Llama-3.1-70B-Instruct = Meta, Llama v3.1, 70B params, instruction-tuned
Qwen3-235B-A22B = Qwen v3, 235B total / 22B active (MoE)
Gemma-4-27B-IT = Google Gemma v4, 27B params, Instruction Tuned

Community quantization names

Format: ModelName-Quant.gguf

Example: Qwen3-35B-A3B-UD-Q5_K_XL.gguf

Decoded: Qwen3, 35B total / 3B active, Unsloth Dense quantization, Q5 K-quant extra-large variant, GGUF format.

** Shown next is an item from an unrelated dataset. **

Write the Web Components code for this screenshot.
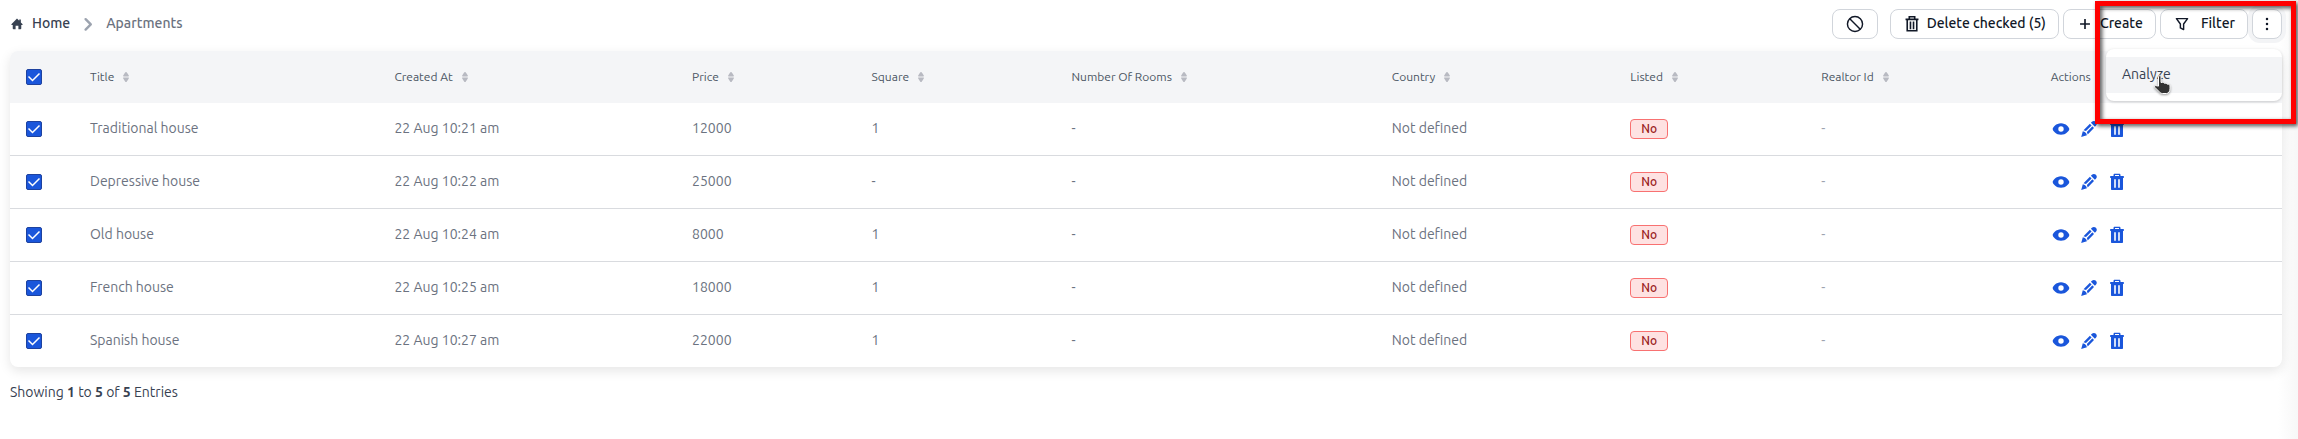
<!DOCTYPE html>
<html lang="en">
<head>
<meta charset="utf-8">
<title>Apartments</title>
<style>
  body {
    margin: 0;
    min-height: 100vh;
    font-family: Ubuntu, Lato, "Noto Sans", sans-serif;
    font-size: 14px;
    line-height: 20px;
    color: #374151;
    background: linear-gradient(to left, #f7f7f7, #fff 20px);
  }
</style>
</head>
<body>
<apartments-page></apartments-page>

<script>
const ICONS = {
  home: '<path fill="currentColor" d="M10 2.200 2.300 10c-.6.6-.3 1.400.5 1.400h1.100v5c0 .7.5 1.200 1.200 1.200H8v-5h4v5h2.900c.7 0 1.200-.5 1.200-1.200v-5h1.100c.8 0 1.100-.8.5-1.400l-2.200-2.200V3.500h-2.300v2z"/>',
  chevron: '<path fill="none" stroke="currentColor" stroke-width="3" stroke-linecap="round" stroke-linejoin="round" d="m7 4 6.500 6.500L7 17"/>',
  ban: '<g fill="none" stroke="currentColor" stroke-width="1.600"><circle cx="10" cy="10" r="8.400"/><path d="m4.200 4.200 11.600 11.600"/></g>',
  bin: '<g fill="none" stroke="currentColor" stroke-width="1.800"><path d="M2.800 4.800h14.400M7 4.500V2h6v2.500M4.700 5.200v12.300h10.600V5.200"/><path stroke-width="1.800" d="M8.300 7.300v8.400M11.700 7.300v8.400"/></g>',
  plus: '<path stroke="currentColor" stroke-width="1.800" d="M10 4.500v11M4.500 10h11"/>',
  funnel: '<path fill="none" stroke="currentColor" stroke-width="1.600" stroke-linejoin="round" d="M3.800 4h12.400l-4.400 6v6.200l-3.600-1.800V10z"/>',
  dots: '<g fill="currentColor"><circle cx="10" cy="4.500" r="1.400"/><circle cx="10" cy="10" r="1.400"/><circle cx="10" cy="15.500" r="1.400"/></g>',
  sort: '<path fill="currentColor" d="M9.100 5.600c.5-.8 1.300-.8 1.800 0l1.900 2.900c.2.4.1.9-.4.900H7.600c-.5 0-.6-.5-.4-.9zM9.100 14.400c.5.8 1.300.8 1.800 0l1.900-2.900c.2-.4.1-.9-.4-.900H7.600c-.5 0-.6.5-.4.900z"/>',
  eye: '<path fill="currentColor" fill-rule="evenodd" d="M10 4.200c-4.900 0-8.300 4-8.300 5.800s3.400 5.800 8.300 5.800 8.300-4 8.300-5.800-3.400-5.800-8.300-5.800zM10 7.300a2.700 2.700 0 1 1 0 5.400 2.700 2.700 0 0 1 0-5.400z"/>',
  pencil: '<path fill="currentColor" d="m11.900 3.800 1-1c1.300-1.300 2.900-1.100 4 0s1.300 2.700 0 4l-1 1zM10.900 4.800l1.700 1.700-5.600 5.600-2.500-.8zM13.600 7.500l1.400 1.400-6.300 6.500-.8-2.500 5.300-5.300zM3.800 12.300l2 .7 1.400 1.200.7 2.100-5.700 1.800z"/>',
  trash: '<path fill="currentColor" fill-rule="evenodd" d="M6.500 4V3c0-.8.5-1.300 1.300-1.300h4.400c.8 0 1.300.5 1.300 1.300v1h3.300v1.900H16V17c0 .6-.4 1-1 1H5c-.6 0-1-.4-1-1V5.900h-.8V4zM8 4h4v-.9H8zM7.200 7.300v8.400h1.600V7.300zM11.200 7.300v8.400h1.600V7.300z"/>'
};

class UiIcon extends HTMLElement {
  connectedCallback() {
    const root = this.attachShadow({mode: 'open'});
    root.innerHTML = `
      <style>
        :host {
          display: inline-flex;
          flex: none;
          width: var(--icon-size, 20px);
          height: var(--icon-size, 20px);
        }
        svg { width: 100%; height: 100%; overflow: visible; }
      </style>
      <svg viewBox="0 0 20 20" aria-hidden="true">${ICONS[this.getAttribute('name')]}</svg>
    `;
  }
}

class UiButton extends HTMLElement {
  connectedCallback() {
    const root = this.attachShadow({mode: 'open'});
    const label = this.getAttribute('label') || '';
    root.innerHTML = `
      <style>
        :host { display: block; }
        button {
          display: flex;
          align-items: center;
          justify-content: center;
          gap: var(--button-gap, 6px);
          box-sizing: border-box;
          min-width: 30px;
          height: 30px;
          padding: 0 12px;
          border: 1px solid #d1d5db;
          border-radius: 8px;
          background: #fff;
          color: #111827;
          font: inherit;
          font-weight: 500;
          cursor: pointer;
        }
        ui-icon { --icon-size: 18px; }
        :host([icon-only]) button { padding: 0 13px; }
        :host([compact]) button { padding: 0 5px; }
        :host([active]) button { box-shadow: 0 0 0 4px #f3f4f6; }
        slot { display: block; padding-bottom: 2px; }
        :host([icon-only]) slot { display: none; }
      </style>
      <button type="button" ${label ? `aria-label="${label}"` : ''}>
        <ui-icon name="${this.getAttribute('icon')}"></ui-icon>
        <slot></slot>
      </button>
    `;
  }
}

class UiBreadcrumb extends HTMLElement {
  connectedCallback() {
    const root = this.attachShadow({mode: 'open'});
    root.innerHTML = `
      <style>
        :host { display: block; font-weight: 500; }
        nav, a { display: flex; align-items: center; }
        a { gap: 8px; color: #374151; text-decoration: none; }
        nav { gap: 10px; color: #6b7280; }
        .text { padding-bottom: 2px; }
        a ui-icon { --icon-size: 14px; }
        nav > ui-icon { --icon-size: 16px; color: #9ca3af; }
      </style>
      <nav aria-label="Breadcrumb">
        <a href="#home"><ui-icon name="home"></ui-icon><span class="text">Home</span></a>
        <ui-icon name="chevron"></ui-icon>
        <span class="text"><slot></slot></span>
      </nav>
    `;
  }
}

class UiMenu extends HTMLElement {
  connectedCallback() {
    const root = this.attachShadow({mode: 'open'});
    root.innerHTML = `
      <style>
        :host { display: block; position: relative; z-index: 2; }
        .menu {
          position: absolute;
          top: 40px;
          right: 0;
          width: 176px;
          padding: 8px 0;
          border-radius: 8px;
          background: #fff;
          box-shadow: 0 1px 3px rgba(0, 0, 0, .18);
        }
        a {
          display: block;
          padding: 7px 16px 9px;
          background: #f3f4f6;
          color: #374151;
          text-decoration: none;
        }
        .pointer {
          position: absolute;
          top: 26px;
          left: 48px;
          width: 18px;
          height: 20px;
          filter: drop-shadow(0 1px 1px rgba(0, 0, 0, .4));
        }
      </style>
      <ui-button icon="dots" label="More" icon-only compact active></ui-button>
      <div class="menu">
        <a href="#analyze"><slot></slot></a>
        <svg class="pointer" viewBox="0 0 18 20" aria-hidden="true">
          <path fill="#333" stroke="#fff" stroke-width="1" stroke-linejoin="round" d="M4.500 1.500c0-1 2.500-1 2.500 0v6c2-.6 3 .2 3.400.8 1.300-.4 2.200.1 2.600.8 1.600-.3 3 .5 3 1.700v3c0 2.500-1.300 4.700-3.500 4.700H8.500c-1.500 0-2.500-.8-3.500-2L.9 12.400c-.8-.9-.2-1.800.9-1.800l2.700.5z"/>
        </svg>
      </div>
    `;
  }
}

class UiCheck extends HTMLElement {
  connectedCallback() {
    const root = this.attachShadow({mode: 'open'});
    root.innerHTML = `
      <style>
        :host { display: block; position: relative; width: 16px; height: 16px; color: #fff; }
        input {
          appearance: none;
          display: block;
          box-sizing: border-box;
          width: 16px;
          height: 16px;
          margin: 0;
          border: 1px solid #1e429f;
          border-radius: 2px;
          background: #1a56db;
        }
        svg { position: absolute; inset: 0; pointer-events: none; }
        input:not(:checked) { background: #fff; }
      </style>
      <input type="checkbox" checked aria-label="${this.getAttribute('label')}">
      <svg viewBox="0 0 16 16" aria-hidden="true"><path fill="none" stroke="currentColor" stroke-width="1.500" d="m2.500 7.500 4 4 7-7"/></svg>
    `;
  }
}

class UiBadge extends HTMLElement {
  connectedCallback() {
    const root = this.attachShadow({mode: 'open'});
    root.innerHTML = `
      <style>
        :host {
          display: block;
          box-sizing: border-box;
          width: fit-content;
          height: 20px;
          padding: 0 10px;
          border: 1px solid #f87171;
          border-radius: 4px;
          background: #fee2e2;
          color: #991b1b;
          font-size: 12px;
          font-weight: 500;
          line-height: 18px;
        }
      </style>
      <slot></slot>
    `;
  }
}

class ApartmentTable extends HTMLElement {
  connectedCallback() {
    const root = this.attachShadow({mode: 'open'});
    // column title and its share of the table width
    const columns = [
      ['Title', 13.4],
      ['Created At', 13.1],
      ['Price', 7.9],
      ['Square', 8.8],
      ['Number Of Rooms', 14.1],
      ['Country', 10.5],
      ['Listed', 8.4],
      ['Realtor Id', 10.1]
    ];
    const rows = [
      ['Traditional house', '22 Aug 10:21 am', '12000', '1'],
      ['Depressive house', '22 Aug 10:22 am', '25000', '-'],
      ['Old house', '22 Aug 10:24 am', '8000', '1'],
      ['French house', '22 Aug 10:25 am', '18000', '1'],
      ['Spanish house', '22 Aug 10:27 am', '22000', '1']
    ];
    root.innerHTML = `
      <style>
        :host {
          display: block;
          overflow: hidden;
          border-radius: 8px;
          background: #fff;
          box-shadow: 0 4px 12px rgba(0, 0, 0, .1);
        }
        table {
          width: 100%;
          table-layout: fixed;
          border-spacing: 0;
          color: #6b7280;
        }
        th, td {
          box-sizing: border-box;
          height: 53px;
          padding: 0 24px;
          text-align: left;
          border-bottom: 1px solid #d9dbdf;
        }
        td.text { padding-bottom: 2px; }
        th {
          height: 52px;
          border: 0;
          background: #f4f5f7;
          color: #4b5563;
          font-size: 12px;
          font-weight: 400;
        }
        tr:last-child td { height: 52px; border: 0; }
        .check-col { width: 56px; }
        th:first-child, td:first-child { padding: 0 16px; }
        th button {
          display: flex;
          align-items: center;
          gap: 2px;
          padding: 0;
          border: 0;
          background: none;
          color: inherit;
          font: inherit;
          white-space: nowrap;
        }
        th ui-icon { color: #b8bac2; }
        .muted { color: #9ca3af; }
        .actions { display: flex; gap: 8px; }
        .actions a { display: flex; color: #1a56db; }
      </style>
      <table>
        <colgroup>
          <col class="check-col">
          ${columns.map(c => `<col style="width: ${c[1]}%">`).join('')}
          <col>
        </colgroup>
        <thead>
          <tr>
            <th><ui-check label="Check all"></ui-check></th>
            ${columns.map(c => `<th><button type="button">${c[0]}<ui-icon name="sort"></ui-icon></button></th>`).join('')}
            <th>Actions</th>
          </tr>
        </thead>
        <tbody>
          ${rows.map(r => `
            <tr>
              <td><ui-check label="${r[0]}"></ui-check></td>
              ${r.map(v => `<td class="text">${v}</td>`).join('')}
              <td class="text">-</td>
              <td class="text">Not defined</td>
              <td><ui-badge>No</ui-badge></td>
              <td class="text muted">-</td>
              <td>
                <div class="actions">
                  <a href="#view" aria-label="View"><ui-icon name="eye"></ui-icon></a>
                  <a href="#edit" aria-label="Edit"><ui-icon name="pencil"></ui-icon></a>
                  <a href="#delete" aria-label="Delete"><ui-icon name="trash"></ui-icon></a>
                </div>
              </td>
            </tr>
          `).join('')}
        </tbody>
      </table>
    `;
  }
}

class HighlightFrame extends HTMLElement {
  connectedCallback() {
    const root = this.attachShadow({mode: 'open'});
    root.innerHTML = `
      <style>
        :host {
          display: block;
          position: absolute;
          z-index: 3;
          top: 1px;
          right: 2px;
          box-sizing: border-box;
          width: 201px;
          height: 123px;
          border: 5px solid #f00;
          filter: drop-shadow(2px 2px 2px rgba(0, 0, 0, .7));
          pointer-events: none;
        }
      </style>
    `;
  }
}

class ApartmentsPage extends HTMLElement {
  connectedCallback() {
    const root = this.attachShadow({mode: 'open'});
    root.innerHTML = `
      <style>
        :host {
          display: block;
          position: relative;
          padding: 9px 16px 16px 10px;
        }
        header {
          display: flex;
          align-items: center;
          justify-content: space-between;
          margin-bottom: 12px;
        }
        .tools { display: flex; gap: 4px; }
        .cancel { margin-right: 8px; }
        .filter { --button-gap: 10px; }
        footer { padding-top: 15px; }
        b { font-weight: 700; }
      </style>
      <header>
        <ui-breadcrumb>Apartments</ui-breadcrumb>
        <div class="tools">
          <ui-button class="cancel" icon="ban" label="Uncheck all" icon-only></ui-button>
          <ui-button icon="bin">Delete checked (5)</ui-button>
          <ui-button icon="plus">Create</ui-button>
          <ui-button class="filter" icon="funnel">Filter</ui-button>
          <ui-menu>Analyze</ui-menu>
        </div>
      </header>
      <apartment-table></apartment-table>
      <footer>Showing <b>1</b> to <b>5</b> of <b>5</b> Entries</footer>
      <highlight-frame></highlight-frame>
    `;
  }
}

customElements.define('ui-icon', UiIcon);
customElements.define('ui-button', UiButton);
customElements.define('ui-breadcrumb', UiBreadcrumb);
customElements.define('ui-menu', UiMenu);
customElements.define('ui-check', UiCheck);
customElements.define('ui-badge', UiBadge);
customElements.define('apartment-table', ApartmentTable);
customElements.define('highlight-frame', HighlightFrame);
customElements.define('apartments-page', ApartmentsPage);
</script>
</body>
</html>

The Hugging Face ecosystem

Hugging Face is the central hub for open-source models. Know these conventions:

Term	What to know
Model card	The README for a model. Architecture, training data, benchmarks, license, usage. Read this before downloading.
safetensors	Standard weight file format. Safer and faster than PyTorch `.bin`. Used by MLX and most frameworks.
Model repo	Git repo containing weights, config, tokenizer, metadata.
Spaces	Hosted demo apps. Try models before downloading.
Transformers library	Hugging Face's Python library. Reference implementation, not speed-optimized.
GGUF on HF	Community members (Unsloth, bartowski, others) upload pre-quantized GGUF files. Search "GGUF" in model names.

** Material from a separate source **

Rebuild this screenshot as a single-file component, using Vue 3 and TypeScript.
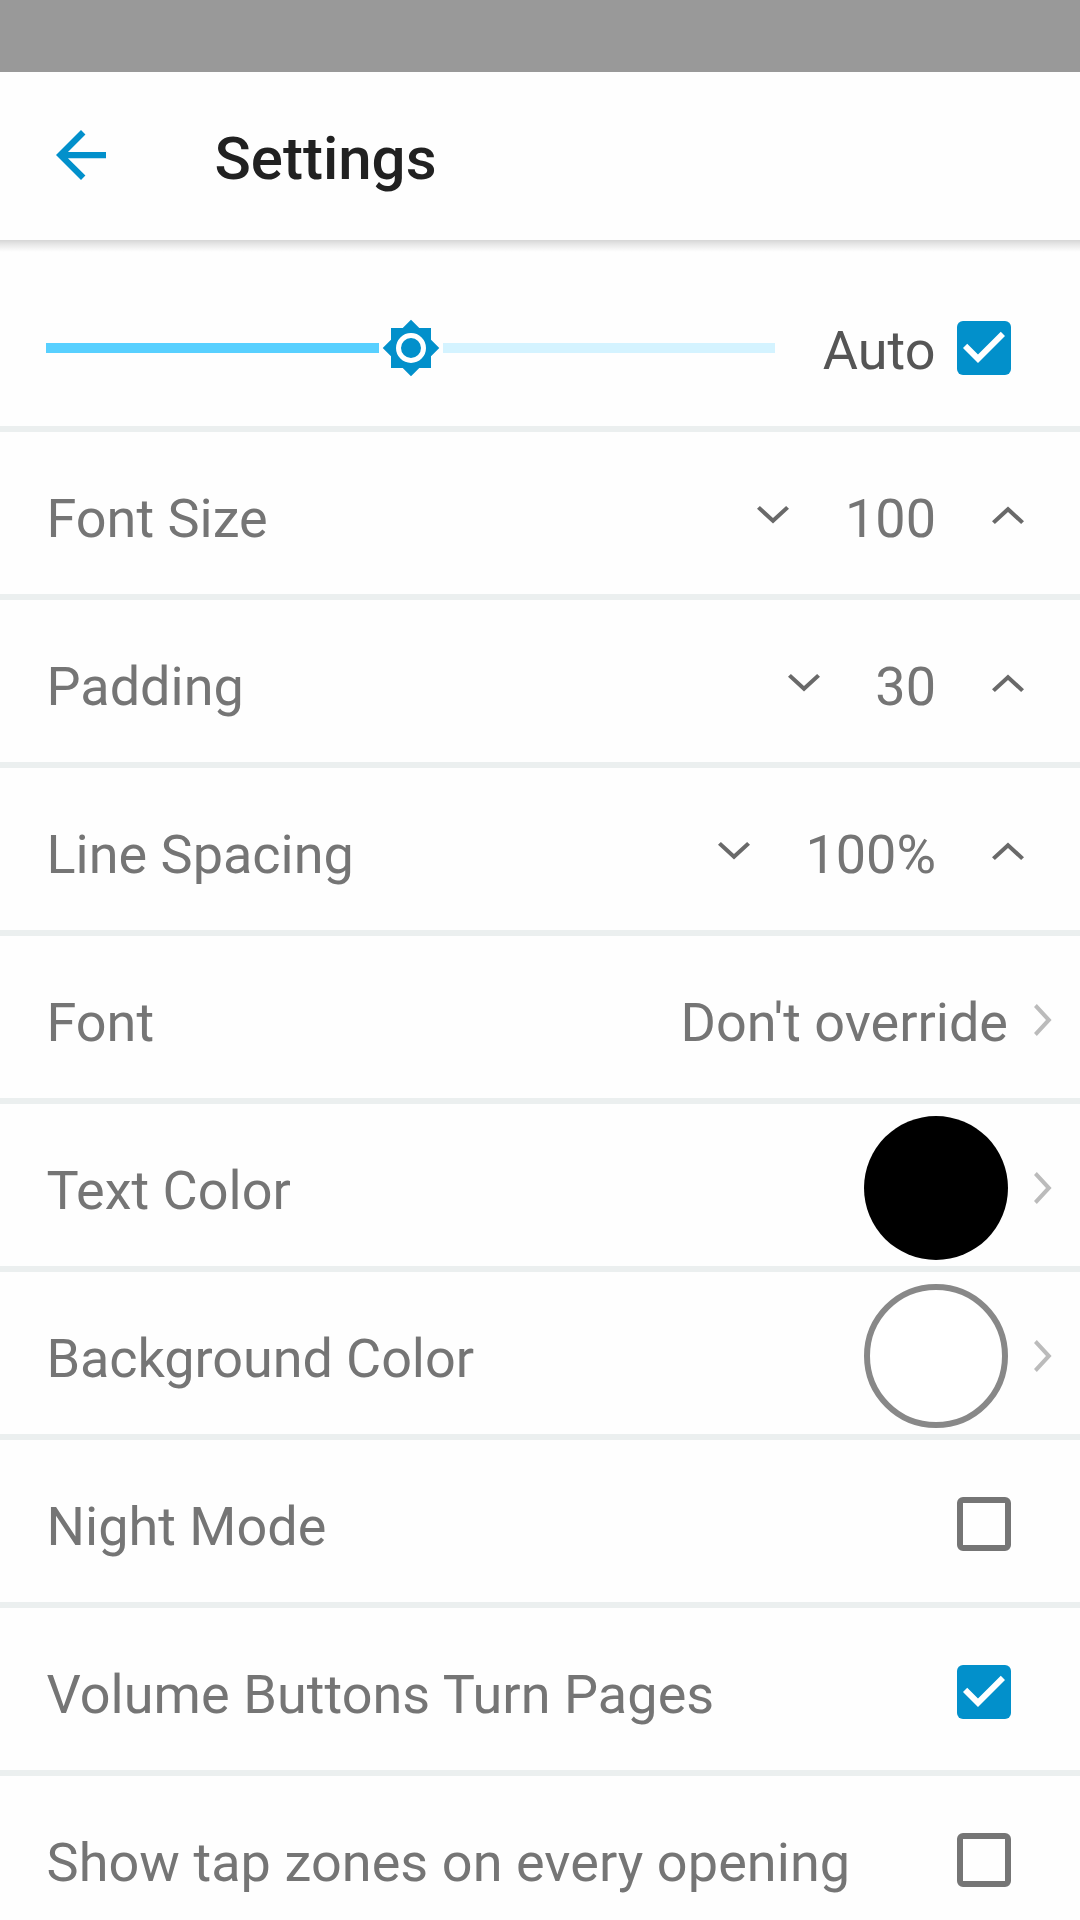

Download a GGUF model from Hugging Face:

# Install the CLI if you haven't
pip install huggingface-hub
 
# Download a specific quantization
huggingface-cli download \
  unsloth/Qwen3-30B-A3B-GGUF \
  Qwen3-30B-A3B-UD-Q4_K_XL.gguf \
  --local-dir ./models

Benchmarks and evaluation

Benchmark	What it tests
MMLU	57 academic subjects, elementary to professional. Broad knowledge.
HumanEval	Code generation from docstrings. Pass@1 success rate.
SWE-bench	Fixes real GitHub issues. The gold standard for coding ability.
MATH	Competition-level math. Tests reasoning.
GSM8K	Grade school multi-step arithmetic. Easier than MATH.
ARC	Grade school science requiring reasoning.
HellaSwag	Commonsense sentence completion.
TruthfulQA	Truthful answers vs. common misconceptions.
Perplexity	How "surprised" the model is by text. Lower = better. Raw quality metric, doesn't predict usefulness directly.
Chatbot Arena / ELO	Human preference from blind A/B tests. Most ecologically valid benchmark.

Putting it all together

When someone says "I'm running Qwen3 35B-A3B UD-Q5_K_XL on llama.cpp with Flash Attention and q8_0 KV cache at 128k context," decode it:

Qwen3: Qwen family, version 3
35B-A3B: 35 billion total, 3 billion active per token (MoE with GQA)
UD-Q5_K_XL: Unsloth Dense quantization, ~5.5 bits per weight, extra-large variant, GGUF format
llama.cpp: inference engine, C/C++ with Metal backend on Apple Silicon
Flash Attention: tiled attention for memory efficiency, enabled with -fa
q8_0 KV cache: attention cache compressed to 8-bit, halving its memory footprint
128k context: up to 128,000 tokens per session, using RoPE for position encoding

That setup: ~25 GB in memory, ~99 t/s on an M5 Max, entire codebase fits in context. Once you know the terminology, you can evaluate any model configuration at a glance.

The full command:

llama-server \
  -m Qwen3-35B-A3B-UD-Q5_K_XL.gguf \
  --host 0.0.0.0 \
  --port 8080 \
  -ngl 99 \
  -fa \
  --jinja \
  -c 131072 \
  -ctk q8_0 \
  -ctv q8_0

Terminology current as of mid-2026. The field moves fast. When in doubt, check the model card on Hugging Face and the docs for your inference engine.